AMF Roadmaster moped was a boy's dream in 1978

This dusty AMF Roadmaster moped was once a young man's dream.
"Proof that man will try to motorize anything," I wrote in my notebook after spotting a forlorn looking 1978 AMF Roadmaster at the Dania Beach Vintage Motorcycle Show Jan. 26.

The AMF Roadmaster has no connection to Royal Enfield motorcycles but, oddly, it does have a modest connection to Harley-Davidson. AMF owned Harley at the time. But this is no Harley-Davidson.

Every boy wants a motorized bicycle, whether he has anyplace to go on it or not. When I was a boy we knew about the Whizzer-style motor bicycles, of course. But they were expensive and, with their multiple drive lines, too complex for young engineering skills.

More accessible, at least in our dreams, were the friction-drive motors that simply sat atop the front wheel of the bicycle and propelled the wheel with a roller. When you wanted to stop you just pulled the motor up and off the wheel.

Even in our dreams we knew there was one additional problem: that motor on the front wheel would make the bike top heavy, almost certainly toppling it when parked on the kickstand.

I'd never heard of the AMF Roadmaster, but it solved that problem by putting the friction-drive motor over the rear wheel. That would be far more stable. Why hadn't that ever occurred to me?

It wouldn't have mattered. By 1978 I had a job, a wife and a house to keep me busy.

The Roadmaster I spotted in Dania was in rough condition.

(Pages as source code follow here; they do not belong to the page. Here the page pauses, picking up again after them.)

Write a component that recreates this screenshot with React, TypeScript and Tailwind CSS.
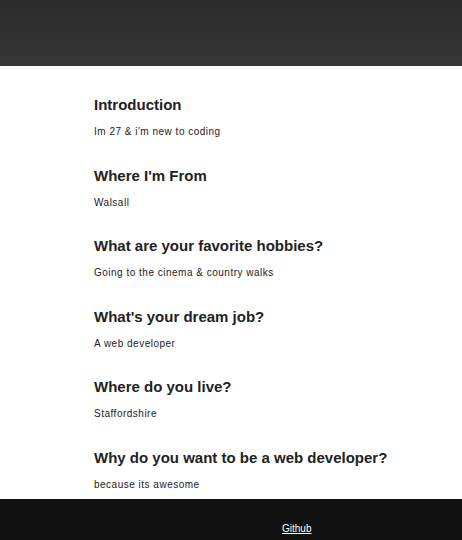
const sections = [
  { title: "Introduction", text: "Im 27 & i'm new to coding" },
  { title: "Where I'm From", text: "Walsall" },
  { title: "What are your favorite hobbies?", text: "Going to the cinema & country walks" },
  { title: "What's your dream job?", text: "A web developer" },
  { title: "Where do you live?", text: "Staffordshire" },
  { title: "Why do you want to be a web developer?", text: "because its awesome" },
];

const App = () => {
  return (
    <div className="min-h-screen bg-white font-['Liberation_Sans',Arial,sans-serif] text-[#222]">
      <header className="h-[66px] bg-gradient-to-b from-[#2c2c2c] to-[#363636]" />
      <main className="flex flex-col gap-[27.5px] pl-[94px] pt-[29px] pb-[8.5px]">
        {sections.map((s) => (
          <section key={s.title}>
            <h2 className="text-[15px] font-bold leading-[20px]">{s.title}</h2>
            <p className="mt-[11px] text-[10px] leading-[12px] tracking-[0.5px]">{s.text}</p>
          </section>
        ))}
      </main>
      <footer className="h-[42px] overflow-hidden bg-[#111] pl-[282px] pt-[24px]">
        <a href="#" className="block w-fit text-[10px] leading-[12px] text-white underline">
          Github
        </a>
      </footer>
    </div>
  );
};

export default App;
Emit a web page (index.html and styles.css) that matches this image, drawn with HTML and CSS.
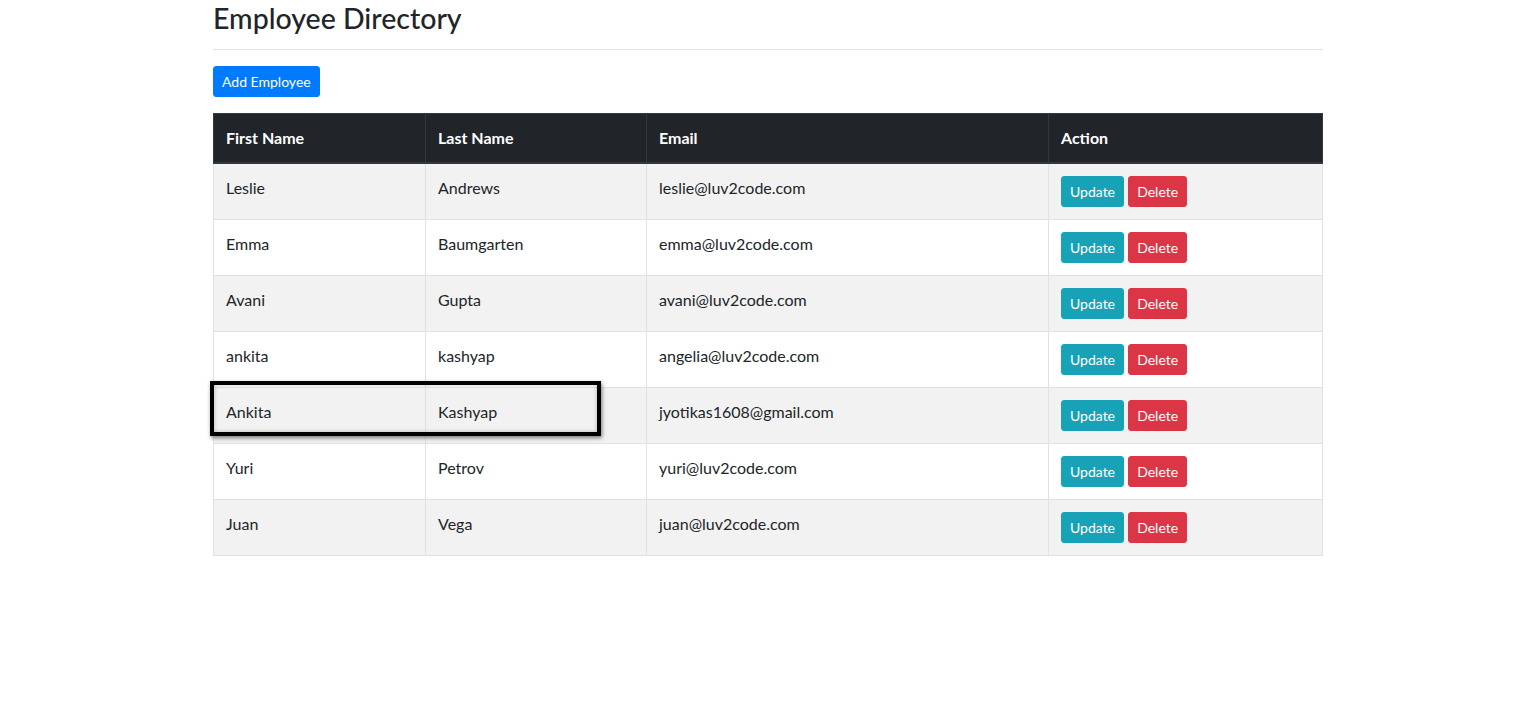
FILE: index.html
```html
<!DOCTYPE html>
<html lang="en">
<head>
<meta charset="utf-8">
<title>Employee Directory</title>
<link rel="stylesheet" href="styles.css">
</head>
<body>
<div class="container">
  <h3 class="title">Employee Directory</h3>
  <hr class="rule">
  <button class="btn btn-primary add-btn">Add Employee</button>
  <div class="table-wrap">
    <table class="table">
      <colgroup>
        <col class="c1"><col class="c2"><col class="c3"><col class="c4">
      </colgroup>
      <thead>
        <tr><th>First Name</th><th>Last Name</th><th>Email</th><th>Action</th></tr>
      </thead>
      <tbody>
        <tr><td>Leslie</td><td>Andrews</td><td>leslie@luv2code.com</td><td><button class="btn btn-info">Update</button> <button class="btn btn-danger">Delete</button></td></tr>
        <tr><td>Emma</td><td>Baumgarten</td><td>emma@luv2code.com</td><td><button class="btn btn-info">Update</button> <button class="btn btn-danger">Delete</button></td></tr>
        <tr><td>Avani</td><td>Gupta</td><td>avani@luv2code.com</td><td><button class="btn btn-info">Update</button> <button class="btn btn-danger">Delete</button></td></tr>
        <tr><td>ankita</td><td>kashyap</td><td>angelia@luv2code.com</td><td><button class="btn btn-info">Update</button> <button class="btn btn-danger">Delete</button></td></tr>
        <tr><td>Ankita</td><td>Kashyap</td><td>jyotikas1608@gmail.com</td><td><button class="btn btn-info">Update</button> <button class="btn btn-danger">Delete</button></td></tr>
        <tr><td>Yuri</td><td>Petrov</td><td>yuri@luv2code.com</td><td><button class="btn btn-info">Update</button> <button class="btn btn-danger">Delete</button></td></tr>
        <tr><td>Juan</td><td>Vega</td><td>juan@luv2code.com</td><td><button class="btn btn-info">Update</button> <button class="btn btn-danger">Delete</button></td></tr>
      </tbody>
    </table>
    <div class="highlight"></div>
  </div>
</div>
</body>
</html>
```
FILE: styles.css
```css
* { box-sizing: border-box; }
body {
  margin: 0;
  font-family: Lato, "Liberation Sans", sans-serif;
  font-size: 16px;
  line-height: 1.5;
  color: #212529;
  background: #fff;
}
.container {
  width: 1110px;
  margin: 0 auto;
}
.title {
  margin: 0;
  padding-top: 1px;
  font-size: 28.5px;
  font-weight: 500;
  line-height: 34px;
  color: #212529;
}
.rule {
  margin: 14px 0 16px;
  border: 0;
  border-top: 1px solid rgba(0,0,0,.1);
}
.btn {
  display: inline-block;
  font-family: inherit;
  font-size: 14px;
  line-height: 21px;
  padding: 4px 8px;
  border: 1px solid transparent;
  border-radius: 3px;
  color: #fff;
  cursor: pointer;
}
.btn-primary { background: #007bff; border-color: #007bff; }
.btn-info { background: #17a2b8; border-color: #17a2b8; }
.btn-danger { background: #dc3545; border-color: #dc3545; }
.add-btn { margin-bottom: 16px; }
.table-wrap { position: relative; }
.table {
  width: 1109px;
  border-collapse: collapse;
  table-layout: fixed;
}
.c1 { width: 212px; }
.c2 { width: 221px; }
.c3 { width: 402px; }
.c4 { width: 274px; }
.table th, .table td {
  padding: 12px;
  vertical-align: top;
  text-align: left;
  border: 1px solid #dee2e6;
}
.table thead th {
  background: #212529;
  color: #fff;
  font-weight: 700;
  border-color: #32383e;
  border-bottom-width: 2px;
  padding-bottom: 12px;
}
.table tbody tr:nth-child(odd) { background: #f2f2f2; }
.table tbody td { color: #212529; }
.highlight {
  position: absolute;
  left: -3px;
  top: 268px;
  width: 391px;
  height: 55px;
  border: 4px solid #000;
  box-shadow: 1px 2px 4px rgba(0,0,0,.5), inset 0 0 4px rgba(0,0,0,.25);
  pointer-events: none;
}
```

But it must have been a dream machine when it was new. It had a headlight, speedometer and front rack — even an electric horn!

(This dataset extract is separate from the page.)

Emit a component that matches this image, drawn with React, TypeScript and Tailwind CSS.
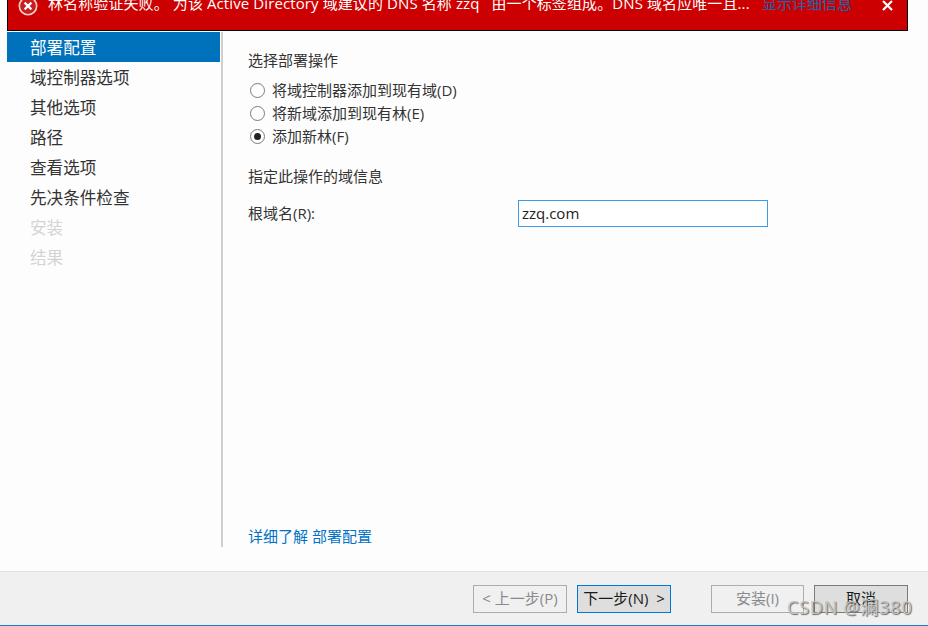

The 48cc McCulloch two-cycle motor was controlled by a right-hand twist grip. There apparently is an automatic clutch that engages when engine rpm increase.

There's no mention in the manual but it looks as though the motor must be started by pedaling the moped forward.

An automatic stop switch turned off the motor when the lever on top of the motor raised it from the wheel. You could then bicycle normally.

Reaching back blindly to pull up the lever while riding would have been dangerous. A better plan would have been to let the motor slow so the clutch disengaged, then brake to a stop and pull up the lever with both feet on the ground.

Hand brake levers on left and right appear to operate front and rear drum brakes.

McCulloch illustration with engine cover removed. No. 1 is the lift lever.
The Moped Army website refers to the Roadmaster as "the butt of jokes and at best a quirky little trophy owned by collectors." They estimate top speed at 15 mph and suggest even that would have been terrifying.

The Roadmaster was never a thing of beauty. I frankly doubt that friction drive would have conquered the first hill it met. But a boy could dream.